Amazon did this in San Francisco on Market Street. Shortly after opening, City "leaders" shut down the store, saying it was unfair to homeless people who didn't have cards in order to enter the store. Of course, unfair meant they couldn't enter and shoplift without paying. Lots of shoplifting on the same block at other stores like Walgreens and CVS, and the goods were openly sold on the sidewalks nearby.
If that’s true, do you think it will always remain the case?
Eventually supermarkets will give up and move out of the DC hellhole.
We don't have to do this in Red Florida because our criminals are arrested, put in the court system, them jailed when convicted.

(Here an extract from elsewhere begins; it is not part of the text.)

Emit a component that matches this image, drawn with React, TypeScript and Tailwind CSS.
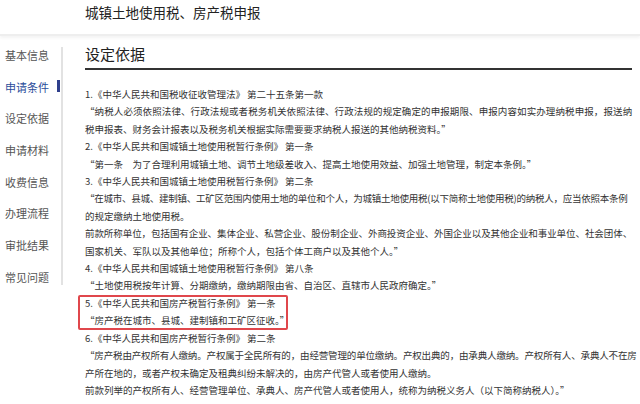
const menu = ['基本信息', '申请条件', '设定依据', '申请材料', '收费信息', '办理流程', '审批结果', '常见问题'];

// fit: 'edge' = line runs to the right edge, 'tight' = long line squeezed a little
const lines: { text: string; fit?: 'edge' | 'tight' }[] = [
  { text: '1.《中华人民共和国税收征收管理法》 第二十五条第一款' },
  { text: '“纳税人必须依照法律、行政法规或者税务机关依照法律、行政法规的规定确定的申报期限、申报内容如实办理纳税申报，报送纳', fit: 'edge' },
  { text: '税申报表、财务会计报表以及税务机关根据实际需要要求纳税人报送的其他纳税资料。”' },
  { text: '2.《中华人民共和国城镇土地使用税暂行条例》 第一条' },
  { text: '“第一条　为了合理利用城镇土地、调节土地级差收入、提高土地使用效益、加强土地管理，制定本条例。”' },
  { text: '3.《中华人民共和国城镇土地使用税暂行条例》 第二条' },
  { text: '“在城市、县城、建制镇、工矿区范围内使用土地的单位和个人，为城镇土地使用税(以下简称土地使用税)的纳税人，应当依照本条例', fit: 'tight' },
  { text: '的规定缴纳土地使用税。' },
  { text: '前款所称单位，包括国有企业、集体企业、私营企业、股份制企业、外商投资企业、外国企业以及其他企业和事业单位、社会团体、', fit: 'edge' },
  { text: '国家机关、军队以及其他单位；所称个人，包括个体工商户以及其他个人。”' },
  { text: '4.《中华人民共和国城镇土地使用税暂行条例》 第八条' },
  { text: '“土地使用税按年计算、分期缴纳，缴纳期限由省、自治区、直辖市人民政府确定。”' },
  { text: '5.《中华人民共和国房产税暂行条例》 第一条' },
  { text: '“房产税在城市、县城、建制镇和工矿区征收。”' },
  { text: '6.《中华人民共和国房产税暂行条例》 第二条' },
  { text: '“房产税由产权所有人缴纳。产权属于全民所有的，由经营管理的单位缴纳。产权出典的，由承典人缴纳。产权所有人、承典人不在房', fit: 'edge' },
  { text: '产所在地的，或者产权未确定及租典纠纷未解决的，由房产代管人或者使用人缴纳。' },
  { text: '前款列举的产权所有人、经营管理单位、承典人、房产代管人或者使用人，统称为纳税义务人（以下简称纳税人）。”' },
];

export default function App() {
  return (
    <div className="relative w-[640px] h-[404px] overflow-hidden bg-white font-['Noto_Sans_CJK_SC',sans-serif]">
      {/* Header */}
      <header className="h-[36px] border-b-2 border-[#eeeeee] shadow-[0_2px_3px_rgba(0,0,0,0.05)] pl-[85px]">
        <h1 className="text-[13.5px] leading-[24px] text-[#222]">城镇土地使用税、房产税申报</h1>
      </header>

      <div className="flex items-start">
        {/* Sidebar */}
        <nav className="mt-[11px] w-[63px] border-r-2 border-[#e2e2e2] flex flex-col gap-[15.7px]">
          {menu.map((item, i) => (
            <div
              key={item}
              className={`relative pl-[5px] text-[11px] leading-[16px] ${i === 1 ? 'text-[#2b4c9b]' : 'text-[#555]'}`}
            >
              {item}
              {i === 1 && <span className="absolute right-[1px] top-[1px] w-[3px] h-[12px] bg-[#2f3f8c]" />}
            </div>
          ))}
        </nav>

        {/* Content */}
        <main className="ml-[22px] mt-[8px] w-[547px]">
          <h2 className="text-[15px] leading-[20px] text-[#222] pb-[4px] border-b-2 border-[#333]">设定依据</h2>
          <div className="mt-[16px] text-[9.5px] leading-[17.4px] text-[#333] whitespace-nowrap">
            {lines.map((line, i) => (
              <p
                key={i}
                className={
                  line.fit === 'edge'
                    ? 'w-[547px] tracking-[-0.15px] [text-align-last:justify]'
                    : line.fit === 'tight'
                      ? 'tracking-[-0.25px]'
                      : ''
                }
              >
                {line.text}
              </p>
            ))}
          </div>
        </main>
      </div>

      {/* highlight annotation */}
      <div className="absolute left-[78px] top-[295px] w-[210px] h-[35px] border-2 border-[#e0474c] rounded-[2px]" />
    </div>
  );
}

Concrete barriers, barbed wire, the national guard with no bullets in its magazines, empty bureaucrat desks and aspirin locked in safes all over DC.
The fascist deep state is collapsing.
I don’t know about the future but if they were to try and read those passive tags from outside your house they’d have to beam so much electromagnetic radiation in it would cook you like a microwave.
This is a black problem.
“We don’t have to do this in Red Florida because our criminals are arrested, put in the court system, them jailed when convicted.”
In many smaller cities and rural areas that’s still true. For example, here in Eastern WA, metro area 300,000+.
The General Services Administration, which manages all federal buildings, operating at 11%..
https://freerepublic.com/focus/f-news/4205318/posts
EXACTLY
AN OLDER receipt could be used over & over
Pressure canning food for preservation. You need to process meats and low acid foods like veggies under higher pressure, and hence temperature, to prevent botulism. Regular hot water bath canning does not get hot enough to kill the botulism spores.
Thanks. A more succinct answer than the one I gave.
This is a Congress problem, 100%
Most RFID requires near field scanners. The scanner emits an electromagnetic field that energizes an RFID device in range. The RFID device uses the scavenged power to broadcast it's ID. On receipt, the scanner must use the ID to perform a database lookup to determine what the RFID is labeling.
When you take the merchandise away from the store, there is no longer an electromagnetic field to energize the RFID. It just sits quietly. Some RFID tags are intended to be disabled by a cashier before the merchandise leaves the store. They can be disabled with strong magnets or pulsed hard with an electromagnet to destroy the device. A high power RFID reader may have a range of 15 ft. The lesser NFC devices operate in the range of a couple inches.
Another poster said similar. But will it always stay that way?